Perchlorates are a class of compounds that are notorious for their explosive nature. This raises safety concerns during experiments involving complex compounds that contain perchlorate ions, since explosions can be triggered even by the slightest shock or heat. It is, therefore, important to study their molecular structure and understand the reason behind their explosive nature.
In this context, the Hirschfield surface analysis method has been extensively used for visualizing and quantifying the crystal structure and molecular interactions of crystal compounds. Moreover, a two-dimensional fingerprint plot derived from the Hirschfield analysis vividly shows the complex interactions in crystals. Despite their advantages, however, these methods rely only on the judgment of the human eye, limiting their overall effectiveness. Looking for a way to overcome these limitations, recent studies have explored using deep learning and artificial intelligence (AI) methods for analysis. These studies have pointed to the potential benefit of using AI to unveil the features that are challenging to discern for humans.
Now, to fully realize the potential of Hirschfield surface analysis, a team of researchers, led by Professor Takashiro Akitsu from the Department of Chemistry and the Center for Fire Science and Technology at the Tokyo University of Science (TUS) in Japan, recently employed deep learning to analyze the Hirschfield surface of salen-type metal complexes. The study team also included Mr. Yuji Takiguchi, Mr. Shintaro Suda, and Assistant Professor Daisuke Nakane, all from TUS.
Salen-type complexes are an emerging and lucrative area of research, primarily due to their diverse functions. “Actual experiments on explosive and thermal properties of these materials are accurate but extremely dangerous, and therefore, using AI to study these properties by solely analyzing the crystal structure can be quite advantageous,” explains Prof. Akitsu. The findings of this study were published online in the journal FirePhysChem on 30 December 2023.

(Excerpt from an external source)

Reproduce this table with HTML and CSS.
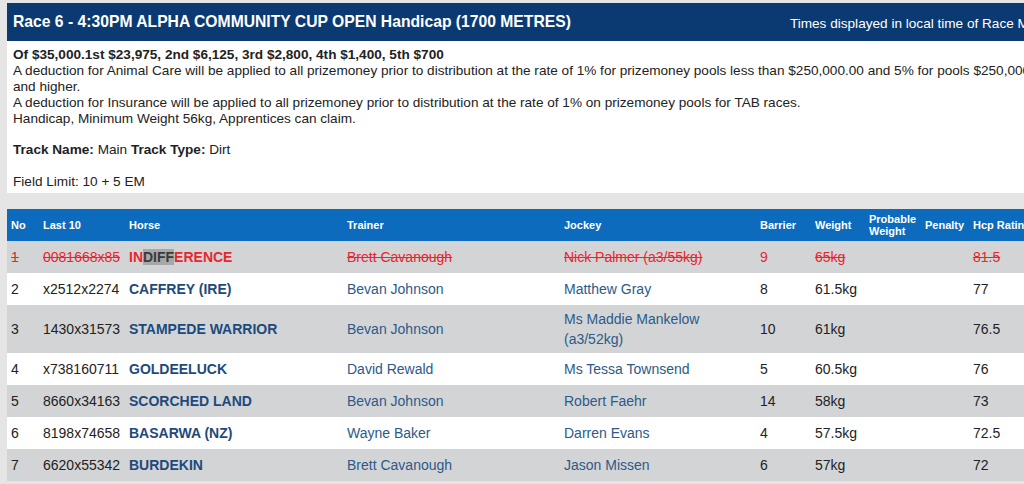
FILE: index.html
```html
<!DOCTYPE html>
<html>
<head>
<meta charset="utf-8">
<link rel="stylesheet" href="styles.css">
</head>
<body>
<div class="page">
  <div class="race-head">
    <h1 class="race-title">Race 6 - 4:30PM ALPHA COMMUNITY CUP OPEN Handicap (1700 METRES)</h1>
    <span class="race-note">Times displayed in local time of Race Meeting</span>
  </div>
  <div class="race-info">
    <p class="prize">
      <strong>Of $35,000.1st $23,975, 2nd $6,125, 3rd $2,800, 4th $1,400, 5th $700</strong><br>
      A deduction for Animal Care will be applied to all prizemoney prior to distribution at the rate of 1% for prizemoney pools less than $250,000.00 and 5% for pools $250,000.00 and higher.<br>
      A deduction for Insurance will be applied to all prizemoney prior to distribution at the rate of 1% on prizemoney pools for TAB races.<br>
      Handicap, Minimum Weight 56kg, Apprentices can claim.
    </p>
    <p class="info-line track"><strong>Track Name:</strong> Main <strong>Track Type:</strong> Dirt</p>
    <p class="info-line limit">Field Limit: 10 + 5 EM</p>
  </div>
  <table class="field">
    <colgroup>
      <col class="c-no"><col class="c-last"><col class="c-horse"><col class="c-trainer"><col class="c-jockey"><col class="c-barrier"><col class="c-weight"><col class="c-prob"><col class="c-pen"><col class="c-hcp">
    </colgroup>
    <thead>
      <tr>
        <th>No</th><th>Last 10</th><th>Horse</th><th>Trainer</th><th>Jockey</th><th>Barrier</th><th>Weight</th><th>Probable Weight</th><th>Penalty</th><th>Hcp Rating</th>
      </tr>
    </thead>
    <tbody>
      <tr class="scratched">
        <td class="strike">1</td><td class="strike">0081668x85</td>
        <td><span class="horse red">IN<span class="hl">DIFF</span>ERENCE</span></td>
        <td class="strike">Brett Cavanough</td><td class="strike">Nick Palmer (a3/55kg)</td>
        <td>9</td><td class="strike">65kg</td><td></td><td></td><td class="strike">81.5</td>
      </tr>
      <tr>
        <td>2</td><td>x2512x2274</td><td><span class="horse">CAFFREY (IRE)</span></td>
        <td class="link">Bevan Johnson</td><td class="link">Matthew Gray</td>
        <td>8</td><td>61.5kg</td><td></td><td></td><td>77</td>
      </tr>
      <tr>
        <td>3</td><td>1430x31573</td><td><span class="horse">STAMPEDE WARRIOR</span></td>
        <td class="link">Bevan Johnson</td><td class="link">Ms Maddie Mankelow (a3/52kg)</td>
        <td>10</td><td>61kg</td><td></td><td></td><td>76.5</td>
      </tr>
      <tr>
        <td>4</td><td>x738160711</td><td><span class="horse">GOLDEELUCK</span></td>
        <td class="link">David Rewald</td><td class="link">Ms Tessa Townsend</td>
        <td>5</td><td>60.5kg</td><td></td><td></td><td>76</td>
      </tr>
      <tr>
        <td>5</td><td>8660x34163</td><td><span class="horse">SCORCHED LAND</span></td>
        <td class="link">Bevan Johnson</td><td class="link">Robert Faehr</td>
        <td>14</td><td>58kg</td><td></td><td></td><td>73</td>
      </tr>
      <tr>
        <td>6</td><td>8198x74658</td><td><span class="horse">BASARWA (NZ)</span></td>
        <td class="link">Wayne Baker</td><td class="link">Darren Evans</td>
        <td>4</td><td>57.5kg</td><td></td><td></td><td>72.5</td>
      </tr>
      <tr>
        <td>7</td><td>6620x55342</td><td><span class="horse">BURDEKIN</span></td>
        <td class="link">Brett Cavanough</td><td class="link">Jason Missen</td>
        <td>6</td><td>57kg</td><td></td><td></td><td>72</td>
      </tr>
    </tbody>
  </table>
</div>
</body>
</html>
```

FILE: styles.css
```css
html, body {
  margin: 0;
  padding: 0;
}
body {
  background: #e5e5e5;
  font-family: "Liberation Sans", Arial, sans-serif;
  color: #222;
  overflow: hidden;
}
.page {
  width: 1070px;
  padding: 3px 0 0 7px;
}
.race-head {
  display: flex;
  align-items: center;
  background: #0b3a73;
  color: #fff;
  height: 38px;
  padding: 0 6px;
}
.race-title {
  margin: 0;
  font-size: 15.7px;
  font-weight: bold;
}
.race-note {
  margin-left: 219px;
  font-size: 13.6px;
  padding-top: 3px;
  white-space: nowrap;
}
.race-info {
  background: #fff;
  padding: 6px 6px 3px;
  font-size: 13.6px;
  line-height: 16px;
}
.race-info p {
  margin: 0 0 15px;
}
.race-info .track {
  margin-bottom: 16px;
}
.race-info .limit {
  margin-bottom: 0;
}
.field {
  margin-top: 16px;
  border-collapse: collapse;
  table-layout: fixed;
  width: 1070px;
  font-size: 14px;
}
.c-no { width: 32px; }
.c-last { width: 86px; }
.c-horse { width: 218px; }
.c-trainer { width: 217px; }
.c-jockey { width: 196px; }
.c-barrier { width: 55px; }
.c-weight { width: 54px; }
.c-prob { width: 56px; }
.c-pen { width: 48px; }
.c-hcp { width: 108px; }
.field th {
  background: #0c6bbd;
  color: #fff;
  font-size: 11px;
  line-height: 12px;
  text-align: left;
  padding: 2px 4px;
  height: 32px;
  box-sizing: border-box;
  white-space: normal;
  vertical-align: middle;
}
.field td {
  padding: 4px 4px;
  line-height: 20px;
  height: 32px;
  box-sizing: border-box;
  vertical-align: middle;
  background: #fff;
}
.field tbody tr:nth-child(odd) td {
  background: #d3d4d6;
}
.horse {
  font-weight: bold;
  color: #1d4a7c;
}
.link {
  color: #2c5a8a;
}
.scratched td {
  color: #e8262d;
}
.strike {
  text-decoration: line-through;
}
.horse.red {
  color: #e8262d;
}
.hl {
  background: #a7a8aa;
  color: #3a3a3a;
}
```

The team developed extensive datasets of the Hirschfield fingerprint plots of the salen-type metal complexes stored in the Cambridge Crystal Database (CCDC) and used deep learning to study the features of the crystal structure that contribute to their explosiveness. To this end, the researchers also employed a special variational autoencoder using which they transformed the information embedded in the fingerprint plot images into a low-dimensional vector. This enabled them to quantitatively study the shapes of the plots, which, until now was only done qualitatively. Their analysis revealed that the salen-type metal complexes lack any distinctive structural features, indicating that their explosive nature is linked to the chemical bonding of the perchlorate ions and their surrounding intermolecular interactions.
Highlighting the importance of this study, Prof. Akitsu explains, “Traditionally, the field of crystal engineering has concentrated solely on the interactions of small molecules in crystals. But in the future, interactions in complex systems will gain significance. This means that studying their intermolecular interactions will become even more crucial. Our novel method can help in studying such interactions by understanding the crystal structure alone. Moreover, it can also contribute to the discovery of new drugs and advance catalytic research.”
This study also makes use of the CCDC crystal structure database, which, despite having more than 1 million entries, is still underutilized. Moreover, the innovative method proposed in this study can promote the use of this database, and can lead to the discovery of new and interesting compounds.
Overall, the study offers insights into the explosive nature of perchlorates, besides also presenting a safer data-driven method for studying the physical properties of compounds, advancing crystal engineering and energetic materials research!